**REQUIREMENT:** Identify all lines below that hold "page" and collect them.

[A run of records]
★ ★ ★ ★ ★

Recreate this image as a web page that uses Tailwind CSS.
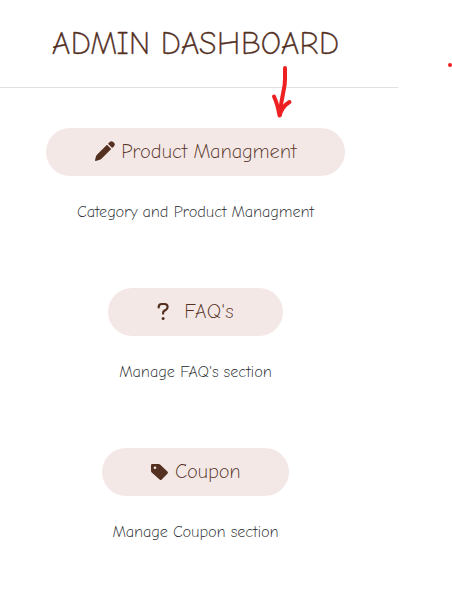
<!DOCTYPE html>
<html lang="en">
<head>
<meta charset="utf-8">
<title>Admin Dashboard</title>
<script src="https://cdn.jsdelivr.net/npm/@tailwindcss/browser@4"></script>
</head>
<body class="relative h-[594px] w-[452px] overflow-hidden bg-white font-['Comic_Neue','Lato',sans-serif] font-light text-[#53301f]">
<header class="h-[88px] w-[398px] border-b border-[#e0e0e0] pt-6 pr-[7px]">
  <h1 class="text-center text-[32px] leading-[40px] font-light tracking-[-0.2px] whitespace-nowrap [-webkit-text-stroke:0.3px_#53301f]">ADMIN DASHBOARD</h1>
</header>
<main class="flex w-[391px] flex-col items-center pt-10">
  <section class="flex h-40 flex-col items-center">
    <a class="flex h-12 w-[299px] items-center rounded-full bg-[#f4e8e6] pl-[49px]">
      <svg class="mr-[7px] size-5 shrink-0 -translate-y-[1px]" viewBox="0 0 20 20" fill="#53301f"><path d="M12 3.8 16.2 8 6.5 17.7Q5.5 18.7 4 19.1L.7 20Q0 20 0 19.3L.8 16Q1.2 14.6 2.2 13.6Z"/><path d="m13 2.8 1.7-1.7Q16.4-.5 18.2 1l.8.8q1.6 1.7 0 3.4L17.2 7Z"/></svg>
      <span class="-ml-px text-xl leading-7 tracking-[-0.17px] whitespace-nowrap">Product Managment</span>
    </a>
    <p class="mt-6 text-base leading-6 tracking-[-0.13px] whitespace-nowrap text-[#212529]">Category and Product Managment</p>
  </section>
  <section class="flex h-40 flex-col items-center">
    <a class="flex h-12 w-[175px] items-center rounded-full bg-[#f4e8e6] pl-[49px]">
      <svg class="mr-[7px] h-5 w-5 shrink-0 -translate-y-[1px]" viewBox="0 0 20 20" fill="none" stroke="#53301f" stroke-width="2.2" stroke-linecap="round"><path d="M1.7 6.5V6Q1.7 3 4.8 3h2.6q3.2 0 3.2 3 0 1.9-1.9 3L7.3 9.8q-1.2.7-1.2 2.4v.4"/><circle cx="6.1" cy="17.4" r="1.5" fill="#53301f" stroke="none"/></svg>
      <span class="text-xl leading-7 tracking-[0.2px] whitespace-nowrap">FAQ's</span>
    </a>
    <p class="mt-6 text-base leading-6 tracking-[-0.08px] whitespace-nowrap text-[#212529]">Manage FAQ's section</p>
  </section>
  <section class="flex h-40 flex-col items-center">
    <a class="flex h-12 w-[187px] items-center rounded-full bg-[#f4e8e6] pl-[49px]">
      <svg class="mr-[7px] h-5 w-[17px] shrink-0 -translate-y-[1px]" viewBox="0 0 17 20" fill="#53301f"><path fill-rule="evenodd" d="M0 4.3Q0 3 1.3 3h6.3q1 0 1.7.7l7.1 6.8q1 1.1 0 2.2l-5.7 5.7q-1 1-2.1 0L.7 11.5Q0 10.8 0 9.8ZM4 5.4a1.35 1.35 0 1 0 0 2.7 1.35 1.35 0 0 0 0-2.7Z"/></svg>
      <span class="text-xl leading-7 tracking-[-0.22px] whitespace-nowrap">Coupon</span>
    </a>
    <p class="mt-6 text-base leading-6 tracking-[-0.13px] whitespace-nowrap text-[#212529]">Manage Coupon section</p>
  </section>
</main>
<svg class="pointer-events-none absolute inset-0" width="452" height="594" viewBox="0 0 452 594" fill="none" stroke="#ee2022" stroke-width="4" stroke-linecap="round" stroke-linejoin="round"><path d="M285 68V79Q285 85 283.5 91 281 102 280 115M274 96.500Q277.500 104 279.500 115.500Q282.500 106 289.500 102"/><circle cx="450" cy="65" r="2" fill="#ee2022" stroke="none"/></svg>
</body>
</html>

★ ★ ★ ★ ★

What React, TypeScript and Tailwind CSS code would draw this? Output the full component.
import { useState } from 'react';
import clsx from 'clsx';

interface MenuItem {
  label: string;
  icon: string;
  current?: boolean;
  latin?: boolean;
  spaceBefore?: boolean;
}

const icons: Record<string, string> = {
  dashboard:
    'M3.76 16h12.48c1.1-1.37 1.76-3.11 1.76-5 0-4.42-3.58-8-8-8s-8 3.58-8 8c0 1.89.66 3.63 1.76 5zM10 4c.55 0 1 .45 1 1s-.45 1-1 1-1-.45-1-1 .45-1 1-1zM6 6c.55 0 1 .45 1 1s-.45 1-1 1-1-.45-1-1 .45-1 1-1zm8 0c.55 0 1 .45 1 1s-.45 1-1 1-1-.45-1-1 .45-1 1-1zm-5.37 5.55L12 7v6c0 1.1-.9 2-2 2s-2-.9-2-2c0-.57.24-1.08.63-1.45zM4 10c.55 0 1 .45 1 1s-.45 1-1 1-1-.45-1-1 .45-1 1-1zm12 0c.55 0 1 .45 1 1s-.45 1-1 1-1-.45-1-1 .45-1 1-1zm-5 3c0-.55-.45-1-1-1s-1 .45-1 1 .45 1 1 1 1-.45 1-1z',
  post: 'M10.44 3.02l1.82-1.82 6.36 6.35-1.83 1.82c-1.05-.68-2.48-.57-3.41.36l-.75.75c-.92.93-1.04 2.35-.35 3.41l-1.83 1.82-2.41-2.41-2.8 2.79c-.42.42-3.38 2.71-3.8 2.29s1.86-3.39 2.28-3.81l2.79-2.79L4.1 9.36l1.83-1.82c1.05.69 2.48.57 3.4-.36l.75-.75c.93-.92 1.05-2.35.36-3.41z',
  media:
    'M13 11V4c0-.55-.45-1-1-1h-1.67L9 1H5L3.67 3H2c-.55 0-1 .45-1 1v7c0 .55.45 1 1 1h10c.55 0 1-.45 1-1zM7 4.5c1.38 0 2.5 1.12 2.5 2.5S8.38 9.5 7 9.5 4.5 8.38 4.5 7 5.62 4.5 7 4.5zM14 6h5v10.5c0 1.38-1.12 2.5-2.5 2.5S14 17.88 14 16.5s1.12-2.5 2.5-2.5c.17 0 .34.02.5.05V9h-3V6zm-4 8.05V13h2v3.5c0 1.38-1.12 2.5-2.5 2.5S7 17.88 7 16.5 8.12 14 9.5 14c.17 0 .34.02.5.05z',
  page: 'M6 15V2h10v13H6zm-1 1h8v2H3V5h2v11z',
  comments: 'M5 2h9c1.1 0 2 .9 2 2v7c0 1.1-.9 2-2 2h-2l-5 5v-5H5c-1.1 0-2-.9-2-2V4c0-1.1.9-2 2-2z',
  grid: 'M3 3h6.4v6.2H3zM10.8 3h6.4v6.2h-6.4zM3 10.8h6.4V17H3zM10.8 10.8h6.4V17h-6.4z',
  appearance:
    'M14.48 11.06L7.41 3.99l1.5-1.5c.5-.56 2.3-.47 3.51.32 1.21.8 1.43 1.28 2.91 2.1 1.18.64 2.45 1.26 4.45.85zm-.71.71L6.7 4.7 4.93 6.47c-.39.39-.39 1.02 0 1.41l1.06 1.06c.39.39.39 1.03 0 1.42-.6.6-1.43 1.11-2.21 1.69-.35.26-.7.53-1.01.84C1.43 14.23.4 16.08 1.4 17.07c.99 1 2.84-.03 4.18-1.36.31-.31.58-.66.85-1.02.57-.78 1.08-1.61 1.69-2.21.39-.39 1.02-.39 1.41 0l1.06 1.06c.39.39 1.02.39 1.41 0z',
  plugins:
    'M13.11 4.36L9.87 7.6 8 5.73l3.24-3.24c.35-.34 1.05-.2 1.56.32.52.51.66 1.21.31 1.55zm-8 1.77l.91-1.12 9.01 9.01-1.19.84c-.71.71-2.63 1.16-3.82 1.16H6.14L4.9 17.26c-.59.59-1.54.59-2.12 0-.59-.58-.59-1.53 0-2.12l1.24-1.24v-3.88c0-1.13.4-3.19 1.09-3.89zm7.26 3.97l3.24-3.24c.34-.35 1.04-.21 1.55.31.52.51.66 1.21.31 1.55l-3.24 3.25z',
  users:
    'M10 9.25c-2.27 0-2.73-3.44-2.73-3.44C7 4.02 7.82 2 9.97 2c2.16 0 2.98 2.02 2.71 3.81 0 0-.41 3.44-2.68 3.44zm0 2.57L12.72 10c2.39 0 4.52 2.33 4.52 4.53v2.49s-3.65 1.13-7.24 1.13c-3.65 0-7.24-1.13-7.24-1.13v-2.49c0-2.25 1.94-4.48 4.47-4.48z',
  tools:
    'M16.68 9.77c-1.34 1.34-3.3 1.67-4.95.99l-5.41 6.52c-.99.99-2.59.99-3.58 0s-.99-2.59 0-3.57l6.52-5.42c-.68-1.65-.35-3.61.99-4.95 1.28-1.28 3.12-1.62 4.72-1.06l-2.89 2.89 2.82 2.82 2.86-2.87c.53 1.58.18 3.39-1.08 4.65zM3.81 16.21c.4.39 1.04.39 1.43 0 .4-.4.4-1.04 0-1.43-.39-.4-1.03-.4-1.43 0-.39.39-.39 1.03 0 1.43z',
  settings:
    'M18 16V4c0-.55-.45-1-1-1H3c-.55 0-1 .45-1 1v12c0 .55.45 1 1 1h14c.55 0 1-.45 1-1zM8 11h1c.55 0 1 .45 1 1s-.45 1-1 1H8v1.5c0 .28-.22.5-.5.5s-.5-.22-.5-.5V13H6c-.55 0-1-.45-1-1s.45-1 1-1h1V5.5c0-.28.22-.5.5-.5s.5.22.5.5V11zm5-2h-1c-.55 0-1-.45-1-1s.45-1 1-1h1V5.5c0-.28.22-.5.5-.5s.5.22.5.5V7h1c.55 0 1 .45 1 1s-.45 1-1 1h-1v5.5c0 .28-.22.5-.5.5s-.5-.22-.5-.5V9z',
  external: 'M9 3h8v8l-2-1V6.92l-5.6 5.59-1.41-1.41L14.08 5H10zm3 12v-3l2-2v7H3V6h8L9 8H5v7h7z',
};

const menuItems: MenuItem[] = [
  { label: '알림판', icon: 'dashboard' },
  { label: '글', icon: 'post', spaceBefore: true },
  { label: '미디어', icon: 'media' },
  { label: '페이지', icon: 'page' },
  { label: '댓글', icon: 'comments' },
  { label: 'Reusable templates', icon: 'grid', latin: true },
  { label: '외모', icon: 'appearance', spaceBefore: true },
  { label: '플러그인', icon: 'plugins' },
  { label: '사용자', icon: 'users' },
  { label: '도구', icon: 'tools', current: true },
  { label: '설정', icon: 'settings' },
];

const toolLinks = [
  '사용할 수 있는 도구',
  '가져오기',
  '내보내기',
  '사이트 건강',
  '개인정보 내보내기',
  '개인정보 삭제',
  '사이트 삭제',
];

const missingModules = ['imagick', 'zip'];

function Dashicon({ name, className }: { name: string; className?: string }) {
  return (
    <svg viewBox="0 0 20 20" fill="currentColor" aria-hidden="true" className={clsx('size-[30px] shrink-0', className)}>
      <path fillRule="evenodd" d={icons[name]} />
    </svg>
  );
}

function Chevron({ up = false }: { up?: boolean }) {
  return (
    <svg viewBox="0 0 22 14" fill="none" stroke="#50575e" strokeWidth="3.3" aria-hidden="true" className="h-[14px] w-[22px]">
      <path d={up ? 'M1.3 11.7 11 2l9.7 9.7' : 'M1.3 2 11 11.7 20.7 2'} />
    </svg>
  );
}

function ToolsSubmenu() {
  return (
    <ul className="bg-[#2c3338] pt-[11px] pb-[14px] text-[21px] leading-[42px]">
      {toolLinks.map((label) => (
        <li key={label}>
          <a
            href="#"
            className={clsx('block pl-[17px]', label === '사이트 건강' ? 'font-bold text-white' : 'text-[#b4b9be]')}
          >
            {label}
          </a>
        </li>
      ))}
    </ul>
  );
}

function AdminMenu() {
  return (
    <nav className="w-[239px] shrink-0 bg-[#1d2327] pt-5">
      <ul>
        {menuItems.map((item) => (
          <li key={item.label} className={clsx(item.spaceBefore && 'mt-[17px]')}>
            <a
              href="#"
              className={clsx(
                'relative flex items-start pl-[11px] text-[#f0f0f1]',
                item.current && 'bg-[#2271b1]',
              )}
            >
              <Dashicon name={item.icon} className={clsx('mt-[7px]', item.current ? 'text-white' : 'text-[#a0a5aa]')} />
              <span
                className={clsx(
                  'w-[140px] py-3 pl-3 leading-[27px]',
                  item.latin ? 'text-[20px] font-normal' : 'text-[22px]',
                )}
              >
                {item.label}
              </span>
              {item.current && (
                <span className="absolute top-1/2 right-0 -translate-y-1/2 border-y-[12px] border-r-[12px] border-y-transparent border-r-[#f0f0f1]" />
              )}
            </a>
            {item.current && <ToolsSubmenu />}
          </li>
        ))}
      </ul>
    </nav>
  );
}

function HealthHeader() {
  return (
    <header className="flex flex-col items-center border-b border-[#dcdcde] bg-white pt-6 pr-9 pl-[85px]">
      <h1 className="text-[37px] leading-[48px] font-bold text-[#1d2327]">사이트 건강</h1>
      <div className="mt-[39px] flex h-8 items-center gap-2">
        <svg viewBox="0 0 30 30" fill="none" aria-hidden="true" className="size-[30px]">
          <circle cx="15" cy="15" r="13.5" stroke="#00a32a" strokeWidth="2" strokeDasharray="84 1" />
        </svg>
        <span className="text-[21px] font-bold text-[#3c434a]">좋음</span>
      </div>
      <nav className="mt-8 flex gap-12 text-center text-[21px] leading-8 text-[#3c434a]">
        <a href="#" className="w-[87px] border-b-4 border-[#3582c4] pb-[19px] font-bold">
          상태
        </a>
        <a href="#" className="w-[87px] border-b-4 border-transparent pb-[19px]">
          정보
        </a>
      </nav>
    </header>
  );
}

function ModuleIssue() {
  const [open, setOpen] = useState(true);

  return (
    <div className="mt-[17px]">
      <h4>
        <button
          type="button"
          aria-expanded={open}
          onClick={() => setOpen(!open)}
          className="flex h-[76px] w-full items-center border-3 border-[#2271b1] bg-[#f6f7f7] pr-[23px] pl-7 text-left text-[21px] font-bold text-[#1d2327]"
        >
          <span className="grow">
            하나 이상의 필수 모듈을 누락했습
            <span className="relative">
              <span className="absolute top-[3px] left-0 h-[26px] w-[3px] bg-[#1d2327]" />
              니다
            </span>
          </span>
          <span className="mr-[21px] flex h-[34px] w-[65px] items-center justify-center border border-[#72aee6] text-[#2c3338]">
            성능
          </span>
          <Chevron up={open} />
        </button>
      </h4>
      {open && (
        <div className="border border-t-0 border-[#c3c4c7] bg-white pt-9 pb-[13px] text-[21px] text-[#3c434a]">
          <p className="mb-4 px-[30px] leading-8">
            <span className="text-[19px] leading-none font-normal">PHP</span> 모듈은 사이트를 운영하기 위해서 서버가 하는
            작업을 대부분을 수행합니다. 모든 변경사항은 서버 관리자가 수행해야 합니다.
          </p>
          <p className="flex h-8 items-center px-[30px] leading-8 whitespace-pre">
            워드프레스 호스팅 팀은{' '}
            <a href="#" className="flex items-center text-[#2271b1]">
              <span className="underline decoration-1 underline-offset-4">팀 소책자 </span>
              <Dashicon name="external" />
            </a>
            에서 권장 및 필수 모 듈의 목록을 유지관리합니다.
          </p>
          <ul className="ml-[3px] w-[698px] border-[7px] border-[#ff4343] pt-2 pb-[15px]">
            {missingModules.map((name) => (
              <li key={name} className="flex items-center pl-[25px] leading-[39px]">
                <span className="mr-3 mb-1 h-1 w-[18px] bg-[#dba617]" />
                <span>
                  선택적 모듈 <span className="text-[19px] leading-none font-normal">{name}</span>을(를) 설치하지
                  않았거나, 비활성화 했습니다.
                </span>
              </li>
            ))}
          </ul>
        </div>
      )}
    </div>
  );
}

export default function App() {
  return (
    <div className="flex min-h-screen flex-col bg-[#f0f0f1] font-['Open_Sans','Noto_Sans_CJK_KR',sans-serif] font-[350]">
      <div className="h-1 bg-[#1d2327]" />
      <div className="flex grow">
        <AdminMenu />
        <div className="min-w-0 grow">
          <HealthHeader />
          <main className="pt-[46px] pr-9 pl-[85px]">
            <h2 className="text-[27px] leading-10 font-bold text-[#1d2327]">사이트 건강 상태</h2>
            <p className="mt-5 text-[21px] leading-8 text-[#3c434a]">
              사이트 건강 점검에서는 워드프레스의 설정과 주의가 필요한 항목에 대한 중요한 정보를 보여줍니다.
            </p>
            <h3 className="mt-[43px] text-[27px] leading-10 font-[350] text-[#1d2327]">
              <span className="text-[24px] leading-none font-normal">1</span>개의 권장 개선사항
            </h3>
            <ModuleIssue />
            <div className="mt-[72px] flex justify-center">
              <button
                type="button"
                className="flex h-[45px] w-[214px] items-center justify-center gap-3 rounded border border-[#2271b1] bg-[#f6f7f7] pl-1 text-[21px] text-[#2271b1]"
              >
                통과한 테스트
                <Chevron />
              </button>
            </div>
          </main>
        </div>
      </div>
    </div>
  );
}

★ ★ ★ ★ ★

**ANSWER TO THIS TASK:**
Recreate this image as a web page that uses Tailwind CSS.
  page: 'M6 15V2h10v13H6zm-1 1h8v2H3V5h2v11z',
  { label: '페이지', icon: 'page' },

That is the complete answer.